A Room with a (Tech) View
All innovative design needs updating over time, and the Hotel@MIT received some updates a couple years ago. “They still wanted to have a little bit of the ‘techie’ edge, but they wanted it to be a little more sophisticated and softer, more inviting,” says Joyce Raedel, director of design at Ai Group, Atlanta.

The interior design team created a custom fabric pattern of scientific formulas, including the famed E=mc2, as a design element. That pattern is used on the bed throw, which many guests purchase. Fabric on the lounge chair looks like an exploding atom. A state-of-the-art ergonomic task chair supports guest work habits - and backs.

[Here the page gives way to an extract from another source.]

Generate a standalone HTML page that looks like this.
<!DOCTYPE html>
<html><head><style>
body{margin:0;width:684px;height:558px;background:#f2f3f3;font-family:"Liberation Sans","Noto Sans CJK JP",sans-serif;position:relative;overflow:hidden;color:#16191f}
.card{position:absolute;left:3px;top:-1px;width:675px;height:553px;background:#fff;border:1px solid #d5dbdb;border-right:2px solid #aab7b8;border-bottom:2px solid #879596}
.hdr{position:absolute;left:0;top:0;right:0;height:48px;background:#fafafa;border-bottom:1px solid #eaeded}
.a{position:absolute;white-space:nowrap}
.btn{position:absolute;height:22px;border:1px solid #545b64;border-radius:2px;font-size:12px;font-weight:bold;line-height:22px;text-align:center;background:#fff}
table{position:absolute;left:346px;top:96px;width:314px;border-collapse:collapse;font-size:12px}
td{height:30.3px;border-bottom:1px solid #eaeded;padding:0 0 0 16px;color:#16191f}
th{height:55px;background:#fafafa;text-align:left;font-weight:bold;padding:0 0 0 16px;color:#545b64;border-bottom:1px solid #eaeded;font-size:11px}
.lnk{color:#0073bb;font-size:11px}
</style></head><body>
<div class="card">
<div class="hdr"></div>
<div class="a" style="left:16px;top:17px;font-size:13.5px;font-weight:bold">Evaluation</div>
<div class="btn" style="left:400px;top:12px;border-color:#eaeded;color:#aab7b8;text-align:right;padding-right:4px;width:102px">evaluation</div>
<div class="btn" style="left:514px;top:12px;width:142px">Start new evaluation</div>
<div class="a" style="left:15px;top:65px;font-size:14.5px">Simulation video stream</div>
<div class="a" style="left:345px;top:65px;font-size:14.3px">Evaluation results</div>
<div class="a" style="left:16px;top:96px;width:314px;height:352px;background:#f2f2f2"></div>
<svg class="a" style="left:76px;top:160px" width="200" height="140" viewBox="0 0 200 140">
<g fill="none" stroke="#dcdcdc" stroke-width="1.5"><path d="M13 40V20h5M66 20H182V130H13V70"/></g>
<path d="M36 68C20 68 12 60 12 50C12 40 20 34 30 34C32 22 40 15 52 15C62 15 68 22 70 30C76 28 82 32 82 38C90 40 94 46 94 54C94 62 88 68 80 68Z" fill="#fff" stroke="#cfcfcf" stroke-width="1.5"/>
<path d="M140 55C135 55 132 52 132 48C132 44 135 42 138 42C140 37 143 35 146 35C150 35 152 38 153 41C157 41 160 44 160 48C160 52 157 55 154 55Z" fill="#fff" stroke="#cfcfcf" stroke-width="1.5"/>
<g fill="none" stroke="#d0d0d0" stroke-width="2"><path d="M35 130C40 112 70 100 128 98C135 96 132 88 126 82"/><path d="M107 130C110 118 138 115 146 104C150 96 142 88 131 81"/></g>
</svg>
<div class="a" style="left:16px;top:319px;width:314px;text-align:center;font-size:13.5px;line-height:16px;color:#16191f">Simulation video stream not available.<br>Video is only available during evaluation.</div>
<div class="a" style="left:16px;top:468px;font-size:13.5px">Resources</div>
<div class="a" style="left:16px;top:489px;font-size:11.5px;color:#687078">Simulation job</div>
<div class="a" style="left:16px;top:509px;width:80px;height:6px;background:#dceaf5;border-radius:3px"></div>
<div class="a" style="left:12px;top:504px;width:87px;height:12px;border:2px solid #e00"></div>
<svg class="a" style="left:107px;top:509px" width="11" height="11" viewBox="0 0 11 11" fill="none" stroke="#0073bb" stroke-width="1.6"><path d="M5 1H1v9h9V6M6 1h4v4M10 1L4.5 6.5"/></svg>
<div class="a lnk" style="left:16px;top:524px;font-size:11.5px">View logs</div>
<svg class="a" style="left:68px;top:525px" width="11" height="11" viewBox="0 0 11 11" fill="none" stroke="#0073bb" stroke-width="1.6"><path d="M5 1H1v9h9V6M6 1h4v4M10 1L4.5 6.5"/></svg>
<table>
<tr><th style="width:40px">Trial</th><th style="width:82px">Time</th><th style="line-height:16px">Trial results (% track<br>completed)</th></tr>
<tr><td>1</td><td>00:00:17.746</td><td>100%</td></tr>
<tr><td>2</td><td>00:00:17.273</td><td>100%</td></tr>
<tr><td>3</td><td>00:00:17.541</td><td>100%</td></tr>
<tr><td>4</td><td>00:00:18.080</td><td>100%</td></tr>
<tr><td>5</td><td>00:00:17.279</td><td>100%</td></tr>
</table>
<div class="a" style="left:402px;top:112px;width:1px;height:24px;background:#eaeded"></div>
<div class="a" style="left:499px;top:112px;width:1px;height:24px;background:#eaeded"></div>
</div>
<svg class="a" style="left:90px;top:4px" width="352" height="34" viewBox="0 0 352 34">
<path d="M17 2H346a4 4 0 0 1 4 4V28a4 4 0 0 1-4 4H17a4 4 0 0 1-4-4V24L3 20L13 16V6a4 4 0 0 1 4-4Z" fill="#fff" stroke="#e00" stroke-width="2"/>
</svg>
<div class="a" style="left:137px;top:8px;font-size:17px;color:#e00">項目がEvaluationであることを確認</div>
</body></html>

Sometimes the seemingly invisible amenities are appreciated the most. Recently added were cordless dual-line bedside telephones with speaker-phone capability, a luxury for those who sprawl work out on their beds. The furniture contains jacks and outlets - while they’re no longer needed by those using wireless Internet access, those who don’t or with multiple computers or a printer use them. “To accommodate the travelers that we learned were traveling with multiple devices and printers, we have begun installing surge-protected power strips in our premium rooms and our suites, so that our guests don’t have to crawl around on the floor and decide what to unplug,” explains Spalla. “We’re just giving them the power that they need to accomplish their goals.”

Guests can log onto a website, attach their files for printing, and have those documents delivered to their rooms or saved at the front desk. They can plug in their MP3 players or iPods into MP3 jacks in room alarm clocks.

The Hotel@MIT is packed with technology both in design and function, and it works. It hits the right balance between sleek, contemporary architecture and a comfortable tech look. “It’s always the challenge in the hotel world to come up with a project that is unique and comforting and people want to come back to it,” Schopfer says.

Spalla loves being at the hotel each day, and so do her guests. “This hotel is a favorite of many - serious luxury,” she says.